[Exercise goal]
Count every line of the material that holds the string "styles". Respond with the total only.
--- begin ---
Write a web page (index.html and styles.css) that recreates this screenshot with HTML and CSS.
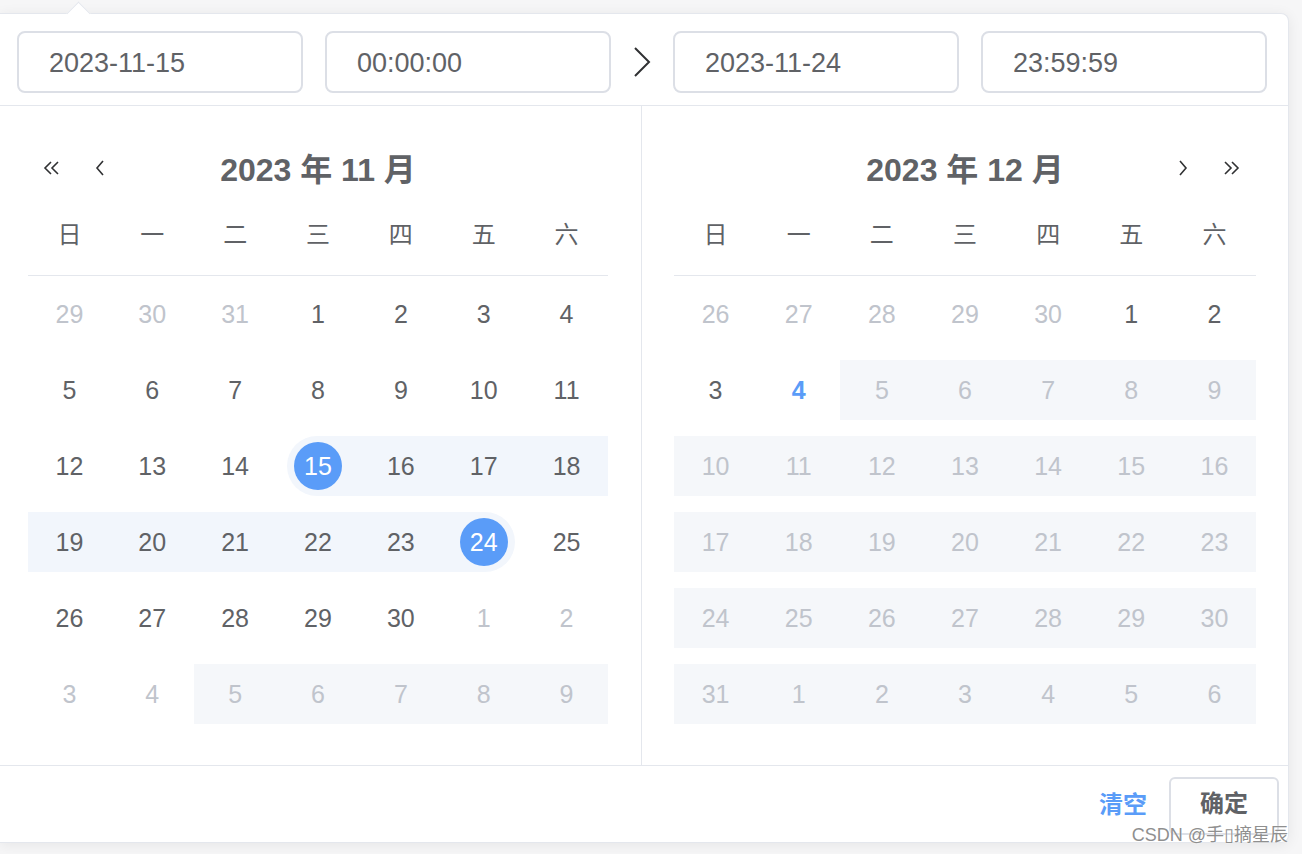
FILE: index.html
```html
<!DOCTYPE html>
<html lang="zh-CN">
<head>
<meta charset="utf-8">
<title>日期时间范围选择</title>
<link rel="stylesheet" href="styles.css">
</head>
<body>
<div class="panel">
  <span class="notch"></span>
  <div class="time-header">
    <div class="editor">2023-11-15</div>
    <div class="editor">00:00:00</div>
    <div class="sep">
      <svg width="18" height="32" viewBox="0 0 18 32"><path d="M2 2 L16 16 L2 30" fill="none" stroke="#303133" stroke-width="2"/></svg>
    </div>
    <div class="editor">2023-11-24</div>
    <div class="editor">23:59:59</div>
  </div>

  <div class="body">
    <div class="cal cal-left">
      <div class="cal-head">
        <div class="btns">
          <svg class="dbl" width="18" height="14" viewBox="0 0 18 14"><path d="M8 1 L2 7 L8 13 M15 1 L9 7 L15 13" fill="none" stroke="#303133" stroke-width="1.6"/></svg>
          <svg class="sgl" width="10" height="16" viewBox="0 0 10 16"><path d="M8 1 L2 8 L8 15" fill="none" stroke="#303133" stroke-width="1.6"/></svg>
        </div>
        <div class="title">2023 年 11 月</div>
        <div></div>
      </div>
      <div class="week"><span>日</span><span>一</span><span>二</span><span>三</span><span>四</span><span>五</span><span>六</span></div>
      <div class="days">
        <div class="d prev"><div>29</div></div>
        <div class="d prev"><div>30</div></div>
        <div class="d prev"><div>31</div></div>
        <div class="d"><div>1</div></div>
        <div class="d"><div>2</div></div>
        <div class="d"><div>3</div></div>
        <div class="d"><div>4</div></div>

        <div class="d"><div>5</div></div>
        <div class="d"><div>6</div></div>
        <div class="d"><div>7</div></div>
        <div class="d"><div>8</div></div>
        <div class="d"><div>9</div></div>
        <div class="d"><div>10</div></div>
        <div class="d"><div>11</div></div>

        <div class="d"><div>12</div></div>
        <div class="d"><div>13</div></div>
        <div class="d"><div>14</div></div>
        <div class="d range start"><div><span>15</span></div></div>
        <div class="d range"><div>16</div></div>
        <div class="d range"><div>17</div></div>
        <div class="d range"><div>18</div></div>

        <div class="d range"><div>19</div></div>
        <div class="d range"><div>20</div></div>
        <div class="d range"><div>21</div></div>
        <div class="d range"><div>22</div></div>
        <div class="d range"><div>23</div></div>
        <div class="d range end"><div><span>24</span></div></div>
        <div class="d"><div>25</div></div>

        <div class="d"><div>26</div></div>
        <div class="d"><div>27</div></div>
        <div class="d"><div>28</div></div>
        <div class="d"><div>29</div></div>
        <div class="d"><div>30</div></div>
        <div class="d prev"><div>1</div></div>
        <div class="d prev"><div>2</div></div>

        <div class="d prev"><div>3</div></div>
        <div class="d prev"><div>4</div></div>
        <div class="d dis"><div>5</div></div>
        <div class="d dis"><div>6</div></div>
        <div class="d dis"><div>7</div></div>
        <div class="d dis"><div>8</div></div>
        <div class="d dis"><div>9</div></div>
      </div>
    </div>

    <div class="cal cal-right">
      <div class="cal-head">
        <div></div>
        <div class="title">2023 年 12 月</div>
        <div class="btns btns-r">
          <svg class="sgl" width="10" height="16" viewBox="0 0 10 16"><path d="M2 1 L8 8 L2 15" fill="none" stroke="#303133" stroke-width="1.6"/></svg>
          <svg class="dbl" width="18" height="14" viewBox="0 0 18 14"><path d="M3 1 L9 7 L3 13 M10 1 L16 7 L10 13" fill="none" stroke="#303133" stroke-width="1.6"/></svg>
        </div>
      </div>
      <div class="week"><span>日</span><span>一</span><span>二</span><span>三</span><span>四</span><span>五</span><span>六</span></div>
      <div class="days">
        <div class="d prev"><div>26</div></div>
        <div class="d prev"><div>27</div></div>
        <div class="d prev"><div>28</div></div>
        <div class="d prev"><div>29</div></div>
        <div class="d prev"><div>30</div></div>
        <div class="d"><div>1</div></div>
        <div class="d"><div>2</div></div>

        <div class="d"><div>3</div></div>
        <div class="d today"><div>4</div></div>
        <div class="d dis"><div>5</div></div>
        <div class="d dis"><div>6</div></div>
        <div class="d dis"><div>7</div></div>
        <div class="d dis"><div>8</div></div>
        <div class="d dis"><div>9</div></div>

        <div class="d dis"><div>10</div></div>
        <div class="d dis"><div>11</div></div>
        <div class="d dis"><div>12</div></div>
        <div class="d dis"><div>13</div></div>
        <div class="d dis"><div>14</div></div>
        <div class="d dis"><div>15</div></div>
        <div class="d dis"><div>16</div></div>

        <div class="d dis"><div>17</div></div>
        <div class="d dis"><div>18</div></div>
        <div class="d dis"><div>19</div></div>
        <div class="d dis"><div>20</div></div>
        <div class="d dis"><div>21</div></div>
        <div class="d dis"><div>22</div></div>
        <div class="d dis"><div>23</div></div>

        <div class="d dis"><div>24</div></div>
        <div class="d dis"><div>25</div></div>
        <div class="d dis"><div>26</div></div>
        <div class="d dis"><div>27</div></div>
        <div class="d dis"><div>28</div></div>
        <div class="d dis"><div>29</div></div>
        <div class="d dis"><div>30</div></div>

        <div class="d dis"><div>31</div></div>
        <div class="d dis"><div>1</div></div>
        <div class="d dis"><div>2</div></div>
        <div class="d dis"><div>3</div></div>
        <div class="d dis"><div>4</div></div>
        <div class="d dis"><div>5</div></div>
        <div class="d dis"><div>6</div></div>
      </div>
    </div>
  </div>

  <div class="footer">
    <span class="link-btn">清空</span>
    <span class="btn">确定</span>
  </div>
</div>
<div class="watermark">CSDN @手▯摘星辰</div>
</body>
</html>
```

FILE: styles.css
```css
* { box-sizing: border-box; }
html, body { margin: 0; padding: 0; }
body {
  width: 1302px;
  height: 854px;
  overflow: hidden;
  background: #f6f6f7;
  font-family: "Liberation Sans", "Noto Sans CJK SC", sans-serif;
  color: #606266;
  position: relative;
}
.panel {
  position: relative;
  margin-top: 13px;
  width: 1289px;
  background: #fff;
  border: 1px solid #e4e7ed;
  border-left: none;
  border-radius: 0 8px 8px 0;
  box-shadow: 0 2px 14px rgba(0, 0, 0, 0.07);
}
.notch {
  position: absolute;
  top: -9px;
  left: 70px;
  width: 17px;
  height: 17px;
  background: #fff;
  border-top: 1px solid #e4e7ed;
  border-left: 1px solid #e4e7ed;
  transform: rotate(45deg);
}
.time-header {
  display: flex;
  align-items: center;
  padding: 17px 21px 12px 17px;
  border-bottom: 1px solid #e4e7ed;
}
.editor {
  width: 286px;
  height: 62px;
  border: 2px solid #dcdfe6;
  border-radius: 8px;
  padding-left: 30px;
  font-size: 27px;
  line-height: 60px;
  color: #606266;
}
.editor + .editor { margin-left: 22px; }
.sep {
  width: 62px;
  display: flex;
  justify-content: center;
  align-items: center;
  height: 62px;
  padding-right: 1px;
}
.body {
  display: flex;
  border-bottom: 1px solid #e4e7ed;
}
.cal { padding: 32px 32px 33px 32px; }
.cal-left {
  width: 642px;
  padding-left: 28px;
  padding-right: 33px;
  border-right: 1px solid #e4e7ed;
}
.cal-right { width: 646px; }
.cal-head {
  height: 60px;
  padding-bottom: 3px;
  display: grid;
  grid-template-columns: 1fr auto 1fr;
  align-items: center;
}
.title {
  font-size: 32px;
  font-weight: bold;
  color: #606266;
  text-align: center;
}
.btns {
  display: flex;
  align-items: center;
  padding-left: 15px;
  padding-top: 2px;
}
.btns .sgl { margin-left: 34px; }
.btns-r {
  justify-content: flex-end;
  padding-left: 0;
  padding-right: 16px;
}
.btns-r .sgl { margin-left: 0; margin-right: 34px; }
.week {
  display: grid;
  grid-template-columns: repeat(7, 1fr);
  height: 78px;
  padding-bottom: 8px;
  border-bottom: 1px solid #e4e7ed;
  align-items: center;
  font-size: 24px;
  text-align: center;
  color: #606266;
}
.days {
  display: grid;
  grid-template-columns: repeat(7, 1fr);
}
.d {
  padding: 8px 0;
  height: 76px;
  font-size: 25px;
  text-align: center;
}
.d > div {
  height: 60px;
  line-height: 60px;
}
.prev { color: #c0c4cc; }
.dis > div { background: #f5f7fa; color: #c0c4cc; }
.range > div { background: #f2f6fc; }
.start > div { margin-left: 10px; border-radius: 30px 0 0 30px; }
.end > div { margin-right: 10px; border-radius: 0 30px 30px 0; }
.start span, .end span {
  display: inline-block;
  width: 48px;
  height: 48px;
  line-height: 48px;
  border-radius: 50%;
  background: #5a9cf8;
  color: #fff;
  vertical-align: middle;
  margin-top: -4px;
}
.start span { margin-left: -10px; }
.end span { margin-right: -10px; }
.today { color: #5a9cf8; font-weight: bold; }
.footer {
  display: flex;
  justify-content: flex-end;
  align-items: center;
  padding: 11px 9px 7px 0;
}
.link-btn {
  font-size: 24px;
  font-weight: bold;
  color: #5a9cf8;
  margin-right: 22px;
  margin-bottom: 8px;
}
.btn {
  height: 58px;
  width: 110px;
  border: 2px solid #dcdfe6;
  border-radius: 6px;
  font-size: 24px;
  font-weight: bold;
  line-height: 50px;
  text-align: center;
  color: #606266;
  background: #fff;
}
.watermark {
  position: absolute;
  right: 14px;
  bottom: 8px;
  font-size: 18px;
  color: #8f8f8f;
  text-shadow: 0 0 2px #fff;
  font-family: "Liberation Sans", "DejaVu Sans", "Noto Sans CJK SC", sans-serif;
}
```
--- end ---
[Response]
3